DATA FOR THIS TASK →
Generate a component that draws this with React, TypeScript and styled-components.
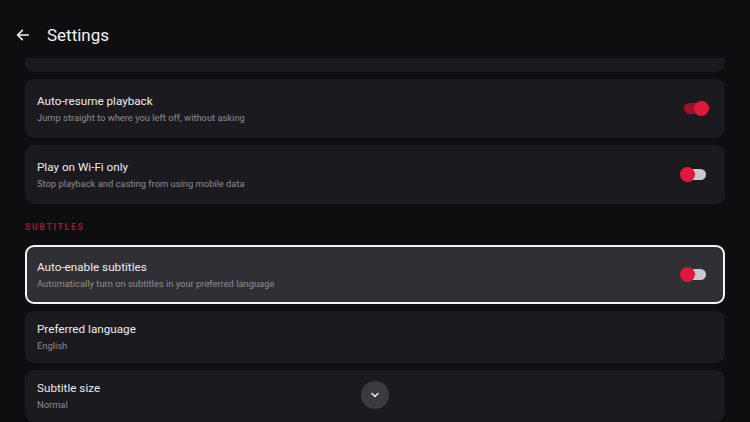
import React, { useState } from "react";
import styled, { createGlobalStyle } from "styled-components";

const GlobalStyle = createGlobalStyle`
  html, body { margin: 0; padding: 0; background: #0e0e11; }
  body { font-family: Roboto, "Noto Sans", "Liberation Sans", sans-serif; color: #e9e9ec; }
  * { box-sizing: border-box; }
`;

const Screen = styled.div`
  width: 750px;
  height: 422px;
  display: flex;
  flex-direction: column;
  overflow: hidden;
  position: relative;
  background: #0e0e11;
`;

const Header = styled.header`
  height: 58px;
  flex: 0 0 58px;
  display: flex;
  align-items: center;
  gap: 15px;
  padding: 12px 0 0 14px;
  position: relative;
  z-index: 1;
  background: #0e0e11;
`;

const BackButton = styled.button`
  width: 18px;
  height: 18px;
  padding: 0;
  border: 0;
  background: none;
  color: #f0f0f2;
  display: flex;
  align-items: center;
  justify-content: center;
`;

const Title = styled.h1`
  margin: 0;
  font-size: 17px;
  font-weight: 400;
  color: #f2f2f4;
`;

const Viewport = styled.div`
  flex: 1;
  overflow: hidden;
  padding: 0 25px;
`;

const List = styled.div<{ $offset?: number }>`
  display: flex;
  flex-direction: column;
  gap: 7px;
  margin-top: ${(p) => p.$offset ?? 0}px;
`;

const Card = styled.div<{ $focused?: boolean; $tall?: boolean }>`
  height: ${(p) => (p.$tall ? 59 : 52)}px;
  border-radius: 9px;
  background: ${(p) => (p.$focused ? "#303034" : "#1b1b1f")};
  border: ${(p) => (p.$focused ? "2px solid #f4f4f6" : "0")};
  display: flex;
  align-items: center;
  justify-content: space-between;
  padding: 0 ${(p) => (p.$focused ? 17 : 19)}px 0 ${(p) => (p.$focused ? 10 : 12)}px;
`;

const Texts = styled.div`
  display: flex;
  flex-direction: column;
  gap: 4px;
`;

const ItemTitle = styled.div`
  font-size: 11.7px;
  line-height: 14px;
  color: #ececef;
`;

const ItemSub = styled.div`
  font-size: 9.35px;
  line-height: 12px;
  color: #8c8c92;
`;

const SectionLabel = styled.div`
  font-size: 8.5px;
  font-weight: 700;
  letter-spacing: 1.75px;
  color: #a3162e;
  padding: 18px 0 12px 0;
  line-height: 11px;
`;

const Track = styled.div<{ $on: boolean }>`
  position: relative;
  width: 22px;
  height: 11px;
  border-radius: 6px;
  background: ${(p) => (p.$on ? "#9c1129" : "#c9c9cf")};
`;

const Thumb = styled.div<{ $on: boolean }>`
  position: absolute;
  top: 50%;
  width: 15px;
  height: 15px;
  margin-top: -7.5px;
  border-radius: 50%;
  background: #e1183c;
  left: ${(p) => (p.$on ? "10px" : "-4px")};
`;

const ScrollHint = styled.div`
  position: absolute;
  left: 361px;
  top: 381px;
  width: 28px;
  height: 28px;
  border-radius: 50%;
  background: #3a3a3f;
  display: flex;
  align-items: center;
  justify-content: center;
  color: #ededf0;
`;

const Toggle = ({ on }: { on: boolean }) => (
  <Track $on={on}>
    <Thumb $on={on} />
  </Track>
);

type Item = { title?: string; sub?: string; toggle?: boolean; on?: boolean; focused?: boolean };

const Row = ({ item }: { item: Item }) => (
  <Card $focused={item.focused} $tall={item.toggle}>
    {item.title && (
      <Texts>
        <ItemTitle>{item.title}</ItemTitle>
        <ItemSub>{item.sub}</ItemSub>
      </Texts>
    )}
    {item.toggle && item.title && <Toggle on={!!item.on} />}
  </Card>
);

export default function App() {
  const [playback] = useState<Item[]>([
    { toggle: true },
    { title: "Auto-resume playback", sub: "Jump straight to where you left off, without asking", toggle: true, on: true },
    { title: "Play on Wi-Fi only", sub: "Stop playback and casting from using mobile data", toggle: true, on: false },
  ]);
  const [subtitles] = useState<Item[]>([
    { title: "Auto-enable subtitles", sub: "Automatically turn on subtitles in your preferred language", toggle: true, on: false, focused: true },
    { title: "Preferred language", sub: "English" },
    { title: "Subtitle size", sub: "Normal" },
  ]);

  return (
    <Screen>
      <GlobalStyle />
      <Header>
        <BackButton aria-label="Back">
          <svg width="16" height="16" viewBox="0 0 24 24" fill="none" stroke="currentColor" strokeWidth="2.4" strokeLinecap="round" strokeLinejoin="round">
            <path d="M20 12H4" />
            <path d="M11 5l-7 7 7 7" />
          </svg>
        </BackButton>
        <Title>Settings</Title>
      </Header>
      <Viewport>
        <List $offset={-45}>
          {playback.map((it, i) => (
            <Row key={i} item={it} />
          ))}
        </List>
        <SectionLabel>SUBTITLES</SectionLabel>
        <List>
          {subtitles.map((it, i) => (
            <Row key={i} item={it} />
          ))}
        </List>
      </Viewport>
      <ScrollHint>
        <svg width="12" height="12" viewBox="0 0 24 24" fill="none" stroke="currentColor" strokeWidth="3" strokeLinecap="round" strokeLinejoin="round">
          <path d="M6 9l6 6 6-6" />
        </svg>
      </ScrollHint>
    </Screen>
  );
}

* * *

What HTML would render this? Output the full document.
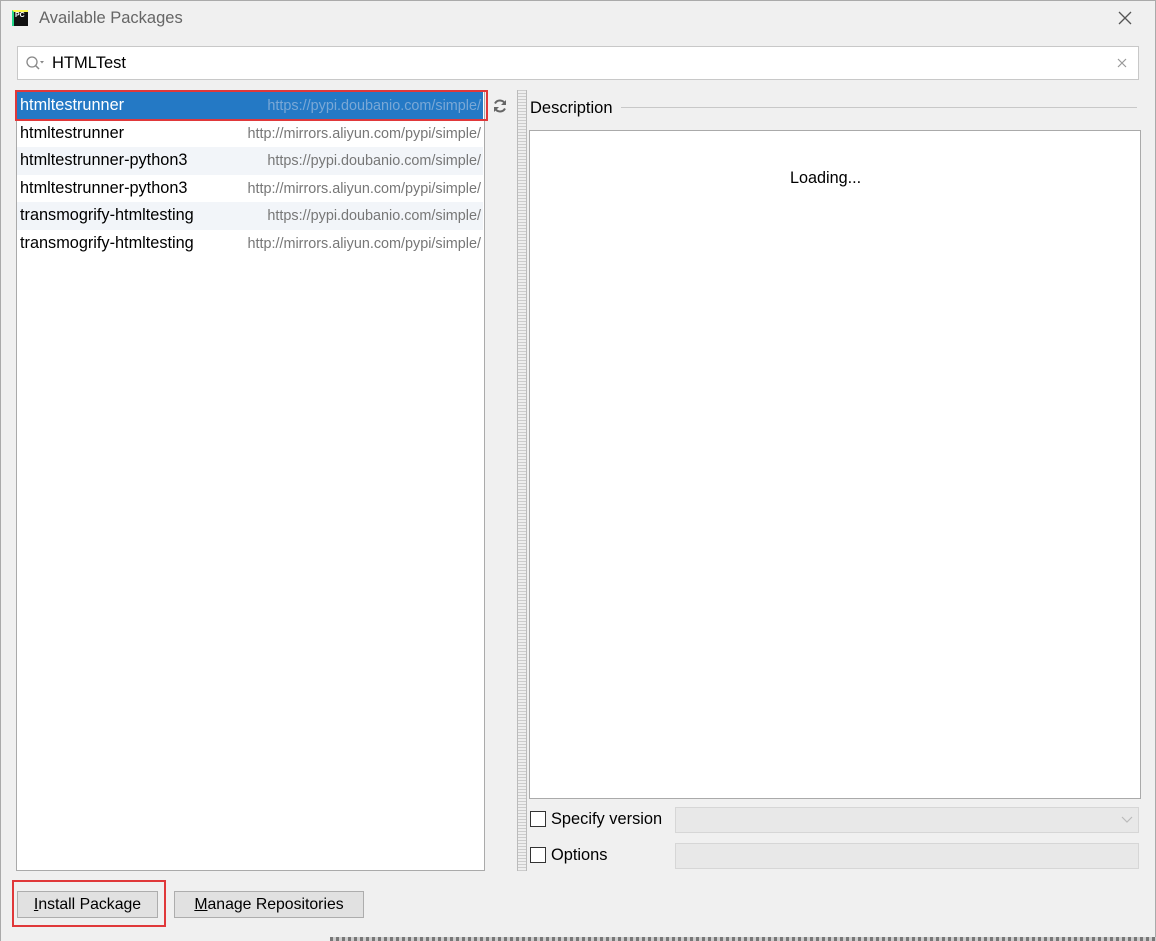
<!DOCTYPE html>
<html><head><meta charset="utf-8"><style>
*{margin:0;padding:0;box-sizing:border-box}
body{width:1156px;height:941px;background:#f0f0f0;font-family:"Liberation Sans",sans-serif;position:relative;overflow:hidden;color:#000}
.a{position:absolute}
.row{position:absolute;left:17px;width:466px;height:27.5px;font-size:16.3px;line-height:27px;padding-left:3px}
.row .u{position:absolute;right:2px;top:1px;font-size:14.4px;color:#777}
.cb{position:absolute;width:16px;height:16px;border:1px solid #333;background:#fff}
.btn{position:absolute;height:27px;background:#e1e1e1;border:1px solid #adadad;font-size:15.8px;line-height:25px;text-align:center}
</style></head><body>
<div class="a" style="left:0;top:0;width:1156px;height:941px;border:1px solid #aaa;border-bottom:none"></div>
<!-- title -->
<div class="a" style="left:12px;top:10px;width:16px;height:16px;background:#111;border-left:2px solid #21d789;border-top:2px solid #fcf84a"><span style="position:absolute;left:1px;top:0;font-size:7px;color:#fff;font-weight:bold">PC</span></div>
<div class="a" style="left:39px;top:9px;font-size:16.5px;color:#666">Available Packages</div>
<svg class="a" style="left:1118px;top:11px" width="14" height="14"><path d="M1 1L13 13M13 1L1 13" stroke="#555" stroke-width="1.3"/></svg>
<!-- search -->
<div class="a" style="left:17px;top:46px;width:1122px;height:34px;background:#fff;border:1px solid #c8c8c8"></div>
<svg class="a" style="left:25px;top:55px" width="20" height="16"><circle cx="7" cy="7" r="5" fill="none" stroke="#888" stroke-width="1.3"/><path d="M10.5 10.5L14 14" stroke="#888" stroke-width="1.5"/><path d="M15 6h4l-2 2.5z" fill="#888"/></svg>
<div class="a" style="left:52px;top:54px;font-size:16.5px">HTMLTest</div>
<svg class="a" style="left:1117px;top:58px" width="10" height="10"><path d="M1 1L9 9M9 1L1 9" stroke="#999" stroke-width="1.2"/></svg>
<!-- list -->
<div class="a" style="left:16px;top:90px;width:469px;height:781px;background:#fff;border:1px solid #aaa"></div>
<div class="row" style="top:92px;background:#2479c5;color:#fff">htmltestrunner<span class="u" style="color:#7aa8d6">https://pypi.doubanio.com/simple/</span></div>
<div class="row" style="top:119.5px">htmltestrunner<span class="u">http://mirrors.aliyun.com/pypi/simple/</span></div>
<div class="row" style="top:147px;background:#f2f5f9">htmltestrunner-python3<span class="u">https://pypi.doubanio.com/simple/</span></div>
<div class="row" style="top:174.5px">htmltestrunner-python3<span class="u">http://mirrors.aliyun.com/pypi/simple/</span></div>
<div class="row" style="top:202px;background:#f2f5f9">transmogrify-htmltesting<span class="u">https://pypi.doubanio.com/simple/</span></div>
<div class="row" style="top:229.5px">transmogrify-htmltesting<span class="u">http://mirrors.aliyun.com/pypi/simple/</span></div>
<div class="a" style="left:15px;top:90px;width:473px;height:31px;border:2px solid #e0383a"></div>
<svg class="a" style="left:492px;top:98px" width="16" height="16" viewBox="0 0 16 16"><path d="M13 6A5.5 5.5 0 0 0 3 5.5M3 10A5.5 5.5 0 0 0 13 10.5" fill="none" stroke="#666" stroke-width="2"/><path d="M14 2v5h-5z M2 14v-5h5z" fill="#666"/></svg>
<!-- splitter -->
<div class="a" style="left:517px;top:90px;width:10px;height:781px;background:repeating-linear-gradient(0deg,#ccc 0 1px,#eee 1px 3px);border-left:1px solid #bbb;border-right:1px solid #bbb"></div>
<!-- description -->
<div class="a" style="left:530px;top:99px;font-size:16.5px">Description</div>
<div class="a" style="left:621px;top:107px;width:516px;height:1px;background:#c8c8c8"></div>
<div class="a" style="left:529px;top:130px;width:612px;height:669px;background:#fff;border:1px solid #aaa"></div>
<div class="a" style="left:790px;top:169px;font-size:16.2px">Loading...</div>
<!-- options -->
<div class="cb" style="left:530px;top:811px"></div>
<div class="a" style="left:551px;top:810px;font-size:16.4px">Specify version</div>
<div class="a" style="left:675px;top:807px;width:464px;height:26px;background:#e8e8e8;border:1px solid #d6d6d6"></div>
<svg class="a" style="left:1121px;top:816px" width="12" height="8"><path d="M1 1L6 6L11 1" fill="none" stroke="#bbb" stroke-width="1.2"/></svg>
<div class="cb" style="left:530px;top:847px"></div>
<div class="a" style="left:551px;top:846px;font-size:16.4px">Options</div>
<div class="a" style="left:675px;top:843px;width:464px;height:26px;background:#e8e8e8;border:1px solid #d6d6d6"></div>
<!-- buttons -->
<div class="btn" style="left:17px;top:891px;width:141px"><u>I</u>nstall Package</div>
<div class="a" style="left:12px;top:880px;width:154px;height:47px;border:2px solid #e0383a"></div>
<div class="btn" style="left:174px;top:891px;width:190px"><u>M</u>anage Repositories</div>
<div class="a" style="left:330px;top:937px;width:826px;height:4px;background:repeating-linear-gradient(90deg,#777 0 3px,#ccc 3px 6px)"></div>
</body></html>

WRITTEN INSTRUCTION → Count every line in the preceding entries where the string "React" appears, then state only the total.

RESPONSE → 2